O único cenário minimamente otimista para o ex-procurador seria a distribuição do recurso a um ministro mais simpático à Lava Jato. No entanto, mesmo se isso ocorrer, posteriormente uma decisão individual teria de ser referendada pelo restante da corte.
Na avaliação de integrantes do STF, é pouco provável que Deltan consiga maioria no plenário em seu favor. Primeiro, porque ele já inicia o debate com três votos contrários, uma vez que a decisão do TSE foi unânime e os três integrantes do STF que compõem a corte eleitoral votaram contra ele.
Segundo, porque há uma corrente no Supremo que sempre foi crítica dos métodos adotados por Deltan quando ele era procurador da Lava Jato e que tende a trabalhar pela manutenção da perda de mandato do paranaense.
Assim, caso o STF não derrube a decisão do TSE nos próximos dias, caberá à Câmara apenas cumprir a ordem judicial e retirá-lo da Casa.

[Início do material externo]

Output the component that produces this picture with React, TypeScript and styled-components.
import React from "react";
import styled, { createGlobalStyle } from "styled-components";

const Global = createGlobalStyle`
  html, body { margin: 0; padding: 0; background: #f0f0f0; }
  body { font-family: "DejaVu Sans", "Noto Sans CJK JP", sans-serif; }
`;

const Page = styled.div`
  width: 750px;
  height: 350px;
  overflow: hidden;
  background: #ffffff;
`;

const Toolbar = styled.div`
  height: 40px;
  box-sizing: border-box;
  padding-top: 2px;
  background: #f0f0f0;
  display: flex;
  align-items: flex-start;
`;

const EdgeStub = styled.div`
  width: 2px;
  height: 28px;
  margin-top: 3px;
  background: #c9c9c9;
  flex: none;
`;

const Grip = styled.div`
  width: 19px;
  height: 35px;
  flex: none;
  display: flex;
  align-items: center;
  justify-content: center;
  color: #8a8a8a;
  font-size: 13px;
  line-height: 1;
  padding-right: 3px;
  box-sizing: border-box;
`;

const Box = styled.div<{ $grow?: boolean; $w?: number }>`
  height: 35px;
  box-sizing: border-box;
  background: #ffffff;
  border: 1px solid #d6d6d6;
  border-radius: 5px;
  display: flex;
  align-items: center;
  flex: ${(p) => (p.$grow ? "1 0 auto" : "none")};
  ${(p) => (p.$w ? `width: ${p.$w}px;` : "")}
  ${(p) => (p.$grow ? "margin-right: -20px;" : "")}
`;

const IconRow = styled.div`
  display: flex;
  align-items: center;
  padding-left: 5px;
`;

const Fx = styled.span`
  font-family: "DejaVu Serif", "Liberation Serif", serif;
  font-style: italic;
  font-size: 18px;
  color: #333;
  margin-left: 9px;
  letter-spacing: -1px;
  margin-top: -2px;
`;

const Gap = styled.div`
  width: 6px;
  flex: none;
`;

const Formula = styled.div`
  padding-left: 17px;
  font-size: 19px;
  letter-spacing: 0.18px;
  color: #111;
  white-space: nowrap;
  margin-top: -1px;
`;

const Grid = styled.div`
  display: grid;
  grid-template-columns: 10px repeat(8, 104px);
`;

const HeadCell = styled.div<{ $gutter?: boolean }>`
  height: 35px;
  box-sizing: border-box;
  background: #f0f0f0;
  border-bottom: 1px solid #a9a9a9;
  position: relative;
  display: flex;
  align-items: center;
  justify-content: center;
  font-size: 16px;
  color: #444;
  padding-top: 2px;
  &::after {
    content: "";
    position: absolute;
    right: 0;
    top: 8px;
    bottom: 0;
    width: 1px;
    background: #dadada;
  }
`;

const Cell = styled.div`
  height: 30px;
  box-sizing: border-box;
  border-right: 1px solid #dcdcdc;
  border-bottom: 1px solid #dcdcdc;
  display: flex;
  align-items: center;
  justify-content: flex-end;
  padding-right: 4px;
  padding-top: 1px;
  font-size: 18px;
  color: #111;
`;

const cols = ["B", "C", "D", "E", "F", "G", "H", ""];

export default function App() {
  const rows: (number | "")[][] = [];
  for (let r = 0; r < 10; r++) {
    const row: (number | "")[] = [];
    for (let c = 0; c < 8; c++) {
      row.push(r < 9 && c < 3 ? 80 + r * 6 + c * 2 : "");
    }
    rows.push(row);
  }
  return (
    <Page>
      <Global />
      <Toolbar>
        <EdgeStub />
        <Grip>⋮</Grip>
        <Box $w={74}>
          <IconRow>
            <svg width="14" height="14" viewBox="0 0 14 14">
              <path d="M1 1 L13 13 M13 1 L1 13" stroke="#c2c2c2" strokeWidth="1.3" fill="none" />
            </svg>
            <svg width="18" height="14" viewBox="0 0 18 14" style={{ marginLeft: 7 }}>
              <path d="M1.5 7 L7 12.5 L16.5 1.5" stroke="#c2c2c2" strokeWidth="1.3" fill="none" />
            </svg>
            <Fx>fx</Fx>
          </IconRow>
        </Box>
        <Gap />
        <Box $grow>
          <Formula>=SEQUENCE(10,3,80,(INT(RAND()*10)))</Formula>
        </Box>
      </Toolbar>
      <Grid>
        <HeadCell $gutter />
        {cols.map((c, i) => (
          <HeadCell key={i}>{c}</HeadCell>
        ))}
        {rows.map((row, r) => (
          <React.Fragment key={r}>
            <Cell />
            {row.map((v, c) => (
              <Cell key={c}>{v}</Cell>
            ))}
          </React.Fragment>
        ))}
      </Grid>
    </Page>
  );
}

A regra atual determina que não cabe à Câmara análise de mérito da determinação do tribunal. Apesar disso, nessas situações o Legislativo costuma cumprir um rito formal e burocrático após ser notificado e abrir um prazo, geralmente de cinco dias, para o deputado se manifestar. Assim, não há previsão de votação no plenário ou algum tipo de votação sobre a decisão do TSE.
Aliados de Deltan cogitam até incluir uma anistia ao ex-procurador na PEC da Anistia, proposta de emenda à Constituição que promove o maior perdão da história a partidos políticos. No entanto, dificilmente ele terá força para isso.